Each line containing the word "this" should be found and copied.

━━━━━ Extracted material

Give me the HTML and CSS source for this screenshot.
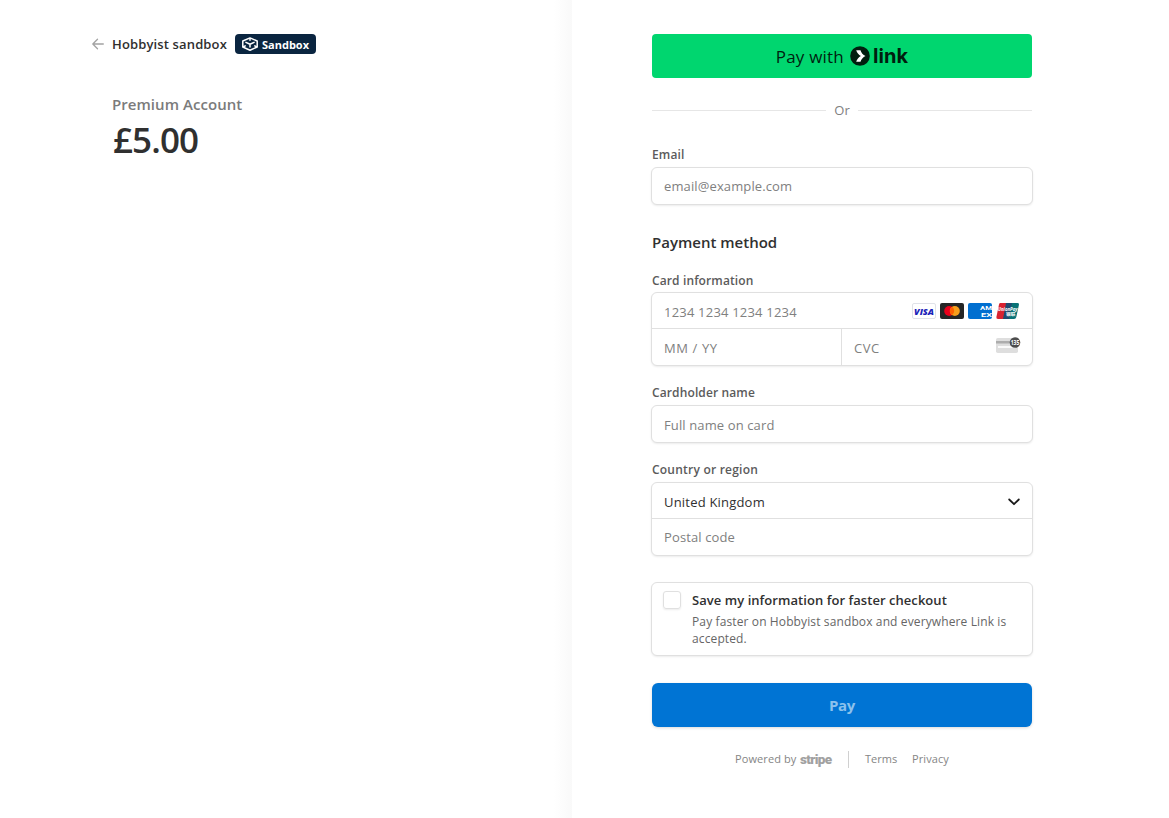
FILE: index.html
```html
<!DOCTYPE html>
<html lang="en">
<head>
<meta charset="utf-8">
<title>Hobbyist sandbox</title>
<link rel="stylesheet" href="styles.css">
</head>
<body>
<div class="page">
  <section class="summary">
    <header class="merchant">
      <svg class="back" width="12" height="12" viewBox="0 0 12 12" fill="none" stroke="#a3a3a3" stroke-width="1.3" stroke-linecap="round" stroke-linejoin="round"><path d="M11.3 6H.9M5.5 1.2.8 6l4.7 4.8"/></svg>
      <span class="merchant-name">Hobbyist sandbox</span>
      <span class="badge">
        <svg width="16" height="14" viewBox="0 0 16 14" fill="none" stroke="#fff" stroke-width="1.500" stroke-linejoin="round"><path d="M8 .9 15.200 4v6L8 13.200.8 10V4z"/><path d="M3.400 5.100 8 7.200l4.600-2.100M8 7.200v3.400M8 .9v2.800M.8 10l3-1.400M15.200 10l-3-1.400"/></svg>
        <span class="badge-text">Sandbox</span>
      </span>
    </header>
    <div class="product">Premium Account</div>
    <div class="price">£5.00</div>
  </section>

  <main class="payment">
    <form class="form">
      <button class="link-button" type="button">
        <span class="link-label">Pay with</span>
        <svg width="20" height="20" viewBox="0 0 20 20"><circle cx="10" cy="10" r="9.800" fill="#011e0f"/><path d="M6.200 4.200h4.300c.7 2.500 2.500 4.600 5 5.800-2.500 1.200-4.300 3.300-5 5.800H6.200c.7-2.400 2.400-4.500 4.700-5.800-2.300-1.300-4-3.400-4.700-5.800z" fill="#fff"/></svg>
        <span class="link-word">link</span>
      </button>

      <div class="separator"><span>Or</span></div>

      <label class="label">Email</label>
      <div class="box"><div class="field placeholder email">email@example.com</div></div>

      <h2 class="heading">Payment method</h2>

      <label class="label card-label">Card information</label>
      <div class="box">
        <div class="field placeholder number low">
          <span>1234 1234 1234 1234</span>
          <span class="brands">
            <svg width="24" height="16" viewBox="0 0 24 16"><rect x=".5" y=".5" width="23" height="15" rx="1.500" fill="#fff" stroke="#e0e2e8"/><text class="visa" x="2" y="11.500" textLength="20" lengthAdjust="spacingAndGlyphs">VISA</text></svg>
            <svg width="24" height="16" viewBox="0 0 24 16"><rect width="24" height="16" rx="2" fill="#252525"/><circle cx="9.200" cy="8" r="5" fill="#eb001b"/><circle cx="14.800" cy="8" r="5" fill="#f79e1b"/><path d="M12 3.860a5 5 0 0 1 0 8.280 5 5 0 0 1 0-8.280z" fill="#ff5f00"/></svg>
            <svg width="24" height="16" viewBox="0 0 24 16"><rect width="24" height="16" rx="2" fill="#016fd0"/><text class="amex" x="12" y="7.300" textLength="12" lengthAdjust="spacingAndGlyphs">AM</text><text class="amex" x="13" y="13.800" textLength="11" lengthAdjust="spacingAndGlyphs">EX</text></svg>
            <svg width="24" height="16" viewBox="0 0 24 16"><path d="M4 0h7L8 16H2Q0 16 .4 14L3 1.500Q3.300 0 4 0z" fill="#d92230"/><path d="M10 0h7l-3 16H7z" fill="#1f4b70"/><path d="M16 0h5.500q1.800 0 1.400 2L20.300 14q-.4 2-2.300 2h-5z" fill="#087276"/><text class="union" x="2" y="7.800" textLength="19.500" lengthAdjust="spacingAndGlyphs">UnionPay</text><text class="union-cn" x="10" y="13.300" textLength="9.500" lengthAdjust="spacingAndGlyphs">银联</text></svg>
          </span>
        </div>
        <div class="split">
          <div class="field placeholder expiry low">MM / YY</div>
          <div class="field placeholder cvc low">
            <span>CVC</span>
            <svg class="cvc-icon" width="25" height="16" viewBox="0 0 25 16"><rect y="1" width="22" height="15" rx="1.800" fill="#dedede"/><path d="M0 4h22v2.500H0z" fill="#adadad"/><path d="M2 9h18v2H2z" fill="#fafafa"/><circle cx="19" cy="5.500" r="5.300" fill="#4d4d4d"/><text class="cvc-digits" x="14.700" y="8" textLength="8.600" lengthAdjust="spacingAndGlyphs">135</text></svg>
          </div>
        </div>
      </div>

      <label class="label name-label">Cardholder name</label>
      <div class="box"><div class="field placeholder name low">Full name on card</div></div>

      <label class="label country-label">Country or region</label>
      <div class="box">
        <div class="field country low">
          <span>United Kingdom</span>
          <svg class="chevron" width="12" height="8" viewBox="0 0 12 8" fill="none" stroke="#1a1a1a" stroke-width="1.800" stroke-linecap="round" stroke-linejoin="round"><path d="M1.200 1.500 6 6.200l4.800-4.700"/></svg>
        </div>
        <div class="field placeholder postal">Postal code</div>
      </div>

      <div class="box save">
        <span class="checkbox"></span>
        <div>
          <div class="save-title">Save my information for faster checkout</div>
          <div class="save-text">Pay faster on Hobbyist sandbox and everywhere Link is accepted.</div>
        </div>
      </div>

      <button class="pay-button" type="button">Pay</button>
    </form>

    <footer class="footer">
      <span class="powered">Powered by</span>
      <span class="stripe">stripe</span>
      <span class="rule"></span>
      <a class="terms">Terms</a>
      <a class="privacy">Privacy</a>
    </footer>
  </main>
</div>
</body>
</html>
```
FILE: styles.css
```css
* { box-sizing: border-box; }
body {
  margin: 0;
  background: #fff;
  color: #303030;
  font-family: "Open Sans", "Noto Sans", sans-serif;
  font-size: 13px;
}
svg { display: block; flex: none; overflow: visible; }
button { border: 0; padding: 0; font-family: inherit; }

.page { display: flex; height: 818px; overflow: hidden; }

.summary {
  width: 572px;
  padding: 34px 0 0 92px;
  background: linear-gradient(to right, #fff, #f9f9f9) right / 18px 100% no-repeat;
}
.merchant { display: flex; align-items: center; height: 20px; }
.merchant-name { width: 115px; margin: 0 8px; white-space: nowrap; font-weight: 600; font-size: 13px; letter-spacing: .14px; }
.badge {
  display: flex;
  align-items: center;
  gap: 4px;
  width: 81px;
  height: 20px;
  padding-left: 7px;
  border-radius: 4px;
  background: #0a2540;
  color: #fff;
}
.badge-text { font-weight: 700; font-size: 11px; }
.product {
  margin: 38px 0 0 20px;
  line-height: 24px;
  font-weight: 600;
  font-size: 15px;
  letter-spacing: .05px;
  color: #7b7b7b;
}
.price { margin: 1px 0 0 21px; line-height: 46px; font-weight: 600; font-size: 35px; letter-spacing: -.9px; }

.payment { flex: 1; padding: 34px 0 0 79px; }
.form { width: 382px; }

.link-button {
  display: flex;
  align-items: center;
  justify-content: center;
  width: 380px;
  height: 44px;
  margin: 0 1px;
  border-radius: 4px;
  background: #00d66f;
  color: #011e0f;
}
.link-label { margin-right: 6px; font-size: 17px; font-weight: 500; letter-spacing: .2px; }
.link-word { margin-left: 3px; font-family: Inter, sans-serif; font-size: 20px; font-weight: 700; letter-spacing: .1px; }

.separator {
  display: flex;
  align-items: center;
  gap: 8px;
  height: 20px;
  margin: 22px 1px 25px;
  color: #808080;
}
.separator::before, .separator::after { content: ""; flex: 1; height: 1px; background: #e6e6e6; }

.label {
  display: block;
  margin: 0 1px 3px;
  line-height: 19px;
  font-size: 12px;
  font-weight: 600;
  letter-spacing: .12px;
  color: #5b5b5b;
}
.box {
  border: 1px solid #e0e0e0;
  border-radius: 6px;
  background: #fff;
  box-shadow: 0 1px 2px rgba(0, 0, 0, .08);
}
.field { display: flex; align-items: center; height: 36px; padding: 0 12px; letter-spacing: .12px; }
.low { padding-top: 2px; }
.placeholder { color: #808080; }
.heading { margin: 26px 1px 18px; line-height: 22px; font-size: 15px; font-weight: 600; color: #303030; }
.card-label { margin-bottom: 2px; }
.number { height: 35px; justify-content: space-between; letter-spacing: .2px; }
.brands { display: flex; gap: 4px; margin-top: -2px; letter-spacing: 0; }
.visa { font: italic 800 9.500px "Open Sans", sans-serif; fill: #1a22b8; }
.amex { font: 700 6px Roboto, sans-serif; fill: #fff; }
.union { font: italic 700 5px "Open Sans", sans-serif; fill: #fff; }
.union-cn { font: 700 4px "Noto Sans CJK SC", sans-serif; fill: #fff; }
.split { display: flex; height: 37px; border-top: 1px solid #e0e0e0; }
.expiry { width: 189px; letter-spacing: .6px; }
.cvc { flex: 1; border-left: 1px solid #e0e0e0; justify-content: space-between; padding-right: 11px; letter-spacing: .5px; }
.cvc-icon { margin-top: -7px; letter-spacing: 0; }
.cvc-digits { font: 700 6.500px "Open Sans", sans-serif; fill: #fff; }
.name-label, .country-label { margin-top: 17px; }
.country-label { letter-spacing: .22px; }
.country { height: 35px; justify-content: space-between; color: #303030; letter-spacing: .2px; }
.chevron { margin-top: 1px; }
.postal { height: 37px; border-top: 1px solid #e0e0e0; }

.save { display: flex; gap: 11px; height: 74px; margin-top: 26px; padding: 8px 11px; }
.checkbox {
  flex: none;
  width: 18px;
  height: 18px;
  border: 1px solid #e0e0e0;
  border-radius: 3px;
  box-shadow: 0 1px 2px rgba(0, 0, 0, .08);
}
.save-title { line-height: 18px; font-weight: 600; white-space: nowrap; letter-spacing: .05px; }
.save-text { width: 330px; margin-top: 4px; line-height: 17px; font-size: 12px; letter-spacing: .12px; color: #666; }

.pay-button {
  display: block;
  width: 380px;
  height: 44px;
  margin: 27px 1px 0;
  border-radius: 6px;
  background: #0074d4;
  box-shadow: 0 1px 3px rgba(0, 0, 0, .15);
  color: #8cc2ec;
  font-size: 15px;
  font-weight: 700;
  letter-spacing: -.4px;
}

.footer {
  display: flex;
  align-items: center;
  height: 18px;
  margin: 23px 0 0 84px;
  font-size: 11px;
  line-height: 16px;
  color: #858585;
}
.powered { width: 65px; white-space: nowrap; letter-spacing: .1px; }
.stripe { width: 48px; font-family: Roboto, sans-serif; font-size: 13.500px; font-weight: 900; color: #a1a1a1; letter-spacing: -.65px; }
.rule { width: 1px; height: 17px; background: #d0d0d0; }
.terms { width: 47px; margin-left: 16px; }
.privacy { letter-spacing: .1px; }
```
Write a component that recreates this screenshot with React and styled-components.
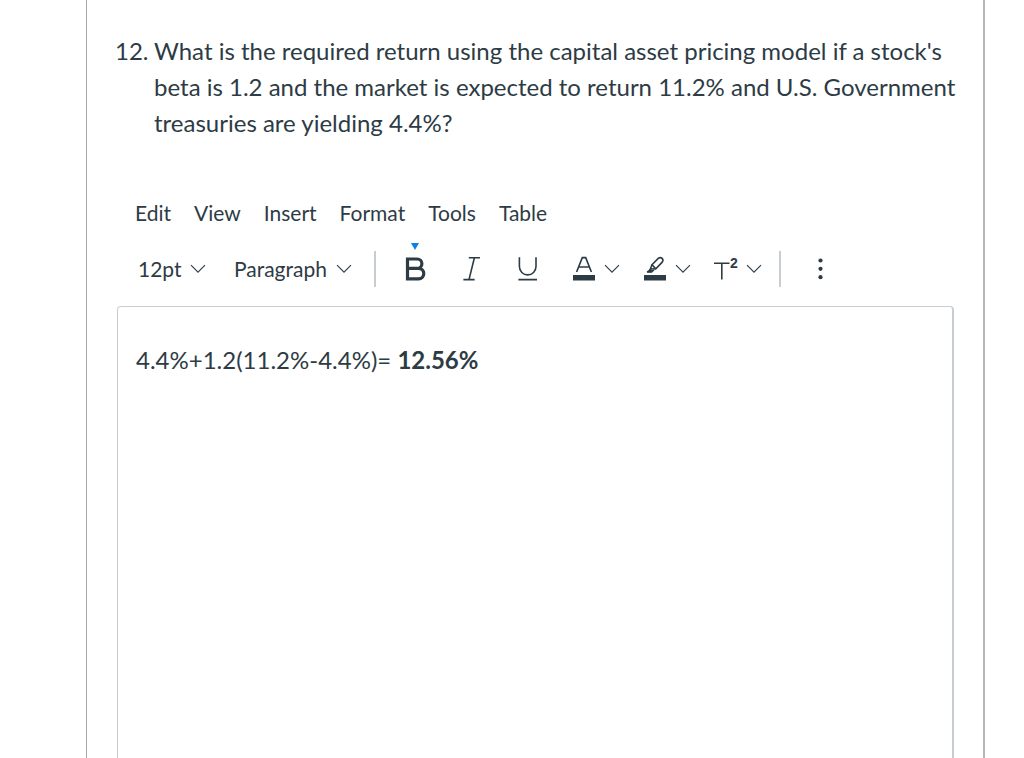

━━━━━━━━━━

▶ _Full output_:
Give me the HTML and CSS source for this screenshot.
Write a component that recreates this screenshot with React and styled-components.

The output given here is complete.